As we learned last night, posing a question coupled with an injunction to really answer the question is not any more effective than appending “and it’s true” to a factual assertion. If we want candidates to be more responsive in debates, though, here’s a form of interactivity that might be more helpful than soliciting dippy amateur videos: Just let the audience (whether online or in studio) vote in realtime on whether they think candidates have adequately addressed the question posed. Any who haven’t must use their time on the next go-round to give it another shot, moving on only when a majority are convinced they’ve actually said something to the point. Since topics that elicit evasive answers will tend to be ones candidates are uncomfortable with, they’ll probably find it worthwhile to give enough of a substantive response to avoid being forced to make a second pass.
No, No, Really
July 24th, 2007 · 3 Comments
Tags: Journalism & the Media
3 responses so far ↓
1 A Yalie // Jul 24, 2007 at 10:36 am
I think candidates would cry foul that the audience is politically motivated and dismiss their responses. Wrong party, but I could definitely see Giuliani dodging a question, being forced to come back to it, then blaming it on an army of Ron Paul supporters.

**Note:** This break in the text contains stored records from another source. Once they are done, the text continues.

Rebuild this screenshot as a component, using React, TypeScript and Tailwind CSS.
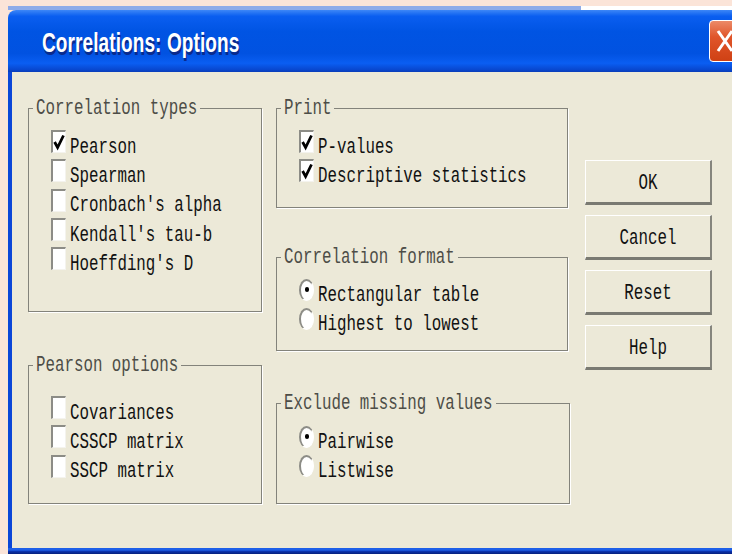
const correlationTypes = [
  { label: "Pearson", on: true },
  { label: "Spearman", on: false },
  { label: "Cronbach's alpha", on: false },
  { label: "Kendall's tau-b", on: false },
  { label: "Hoeffding's D", on: false },
];

const pearsonOptions = ["Covariances", "CSSCP matrix", "SSCP matrix"];

const buttons = ["OK", "Cancel", "Reset", "Help"];

const Txt = ({ children, low }: { children: React.ReactNode; low?: boolean }) => (
  <span
    className={
      low
        ? "inline-block translate-y-[3px] scale-y-[1.4] whitespace-pre"
        : "inline-block scale-y-[1.4] whitespace-pre"
    }
  >
    {children}
  </span>
);

const Check = ({ on }: { on: boolean }) => (
  <span className="mb-[8px] flex h-[23px] w-[15px] shrink-0 border-t-2 border-r border-b border-l-2 border-t-[#8c8c86] border-r-[#f4f3ee] border-b-[#f4f3ee] border-l-[#8c8c86] bg-white">
    {on && (
      <svg viewBox="0 0 12 20" className="h-full w-full">
        <path d="M1.6 10 L4.6 15.5 L10.5 3.5" fill="none" stroke="#000" strokeWidth="2.8" />
      </svg>
    )}
  </span>
);

const Radio = ({ on }: { on: boolean }) => (
  <span className="mb-[8px] flex h-[22px] w-[15px] shrink-0 items-center justify-center rounded-[50%] border-t-2 border-r border-b border-l-2 border-t-[#8c8c86] border-r-white border-b-white border-l-[#8c8c86] bg-white">
    {on && <span className="mb-[2px] h-[5px] w-[4px] rounded-full bg-black" />}
  </span>
);

const Row = ({ children, label }: { children: React.ReactNode; label: string }) => (
  <div className="flex h-[29.3px] items-center gap-[4px] text-[#111]">
    {children}
    <Txt low>{label}</Txt>
  </div>
);

const Group = ({
  title,
  className,
  children,
}: {
  title: string;
  className: string;
  children: React.ReactNode;
}) => (
  <fieldset className={`border border-[#83837b] shadow-[1px_1px_0_#fff] ${className}`}>
    <legend className="ml-[4px] h-[20px] px-[3px] leading-[20px] text-[#4d4d47]">
      <Txt>{title}</Txt>
    </legend>
    {children}
  </fieldset>
);

export default function App() {
  return (
    <div className="flex h-[554px] w-[732px] flex-col overflow-hidden bg-[#fbe4d8] font-['Liberation_Mono',monospace] text-[15.8px]">
      <div className="h-[6px] shrink-0" />
      <div className="flex h-[4px] shrink-0 pl-[8px]">
        <div className="w-[573px] bg-[#8eabe9]" />
        <div className="flex-1 bg-white" />
      </div>

      <div className="ml-[8px] flex w-[740px] flex-1 flex-col">
        {/* title bar */}
        <div className="flex h-[62px] shrink-0 items-center rounded-tl-[8px] bg-[linear-gradient(to_bottom,#3d87f7_0%,#0a5ef0_10%,#0054e3_35%,#0152e1_70%,#0a5ef2_86%,#0848d0_96%,#0a3db8_100%)] pl-[34px]">
          <span className="inline-block translate-y-[2px] scale-y-[1.5] font-['Liberation_Sans',sans-serif] text-[19px] font-bold tracking-[0.1px] text-white [text-shadow:1px_2px_0_#0a2a8c]">
            Correlations: Options
          </span>
          <div className="mr-[7px] ml-auto flex h-[42px] w-[32px] items-center justify-center rounded-[4px] border border-white bg-[linear-gradient(to_bottom,#ec8a68,#e0552a_40%,#cf4114)]">
            <svg viewBox="0 0 18 22" className="h-[22px] w-[18px]">
              <path d="M2 1 L16 21 M16 1 L2 21" stroke="#fff" strokeWidth="3" fill="none" />
            </svg>
          </div>
        </div>

        {/* body */}
        <div className="flex flex-1 border-l-4 border-[#0b46d8] bg-[#ece9d8] pt-[26px] pl-[16px]">
          <div className="flex w-[234px] flex-col">
            <Group title="Correlation types" className="h-[214px] w-[234px]">
              <div className="pt-[13px] pl-[22px]">
                {correlationTypes.map((c) => (
                  <Row key={c.label} label={c.label}>
                    <Check on={c.on} />
                  </Row>
                ))}
              </div>
            </Group>
            <Group title="Pearson options" className="mt-[43px] h-[149px] w-[234px]">
              <div className="pt-[22px] pl-[22px]">
                {pearsonOptions.map((p) => (
                  <Row key={p} label={p}>
                    <Check on={false} />
                  </Row>
                ))}
              </div>
            </Group>
          </div>

          <div className="ml-[14px] flex w-[294px] flex-col">
            <Group title="Print" className="h-[110px] w-[292px]">
              <div className="pt-[13px] pl-[22px]">
                <Row label="P-values">
                  <Check on />
                </Row>
                <Row label="Descriptive statistics">
                  <Check on />
                </Row>
              </div>
            </Group>
            <Group title="Correlation format" className="mt-[39px] h-[104px] w-[292px]">
              <div className="pt-[12px] pl-[22px]">
                <Row label="Rectangular table">
                  <Radio on />
                </Row>
                <Row label="Highest to lowest">
                  <Radio on={false} />
                </Row>
              </div>
            </Group>
            <Group title="Exclude missing values" className="mt-[42px] h-[111px] w-[294px]">
              <div className="pt-[13px] pl-[22px]">
                <Row label="Pairwise">
                  <Radio on />
                </Row>
                <Row label="Listwise">
                  <Radio on={false} />
                </Row>
              </div>
            </Group>
          </div>

          <div className="mt-[62px] ml-[15px] flex flex-col gap-[10px]">
            {buttons.map((b) => (
              <button
                key={b}
                className="flex h-[45px] w-[127px] items-center justify-center border-t border-r-2 border-b-[3px] border-l border-t-white border-r-[#85857d] border-b-[#7a7a72] border-l-white bg-[#ece9d8] text-[#111]"
              >
                <Txt low>{b}</Txt>
              </button>
            ))}
          </div>
        </div>

        <div className="h-[6px] shrink-0 bg-[linear-gradient(to_bottom,#1d5fe8_0%,#1d5fe8_35%,#0a2fa8_60%,#07207c_100%)]" />
      </div>
    </div>
  );
}
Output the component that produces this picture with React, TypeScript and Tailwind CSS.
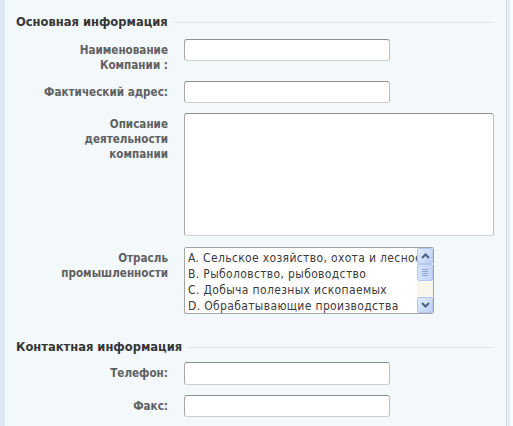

2 sangfroid826 // Jul 24, 2007 at 11:31 am
It would be a great format for 3rd & 4th tier candidates, however. And it truly couldn’t be any worse than this last cringefest.
3 Michael B Sullivan // Jul 24, 2007 at 12:54 pm
I don’t think you’d even need to make them come back to the question. If you just put up a graphic that said, “Percentage of people who think that the candidate actually answered the question,” I bet they’d see a lot of value in maximizing their score, even absent any other punitive measure.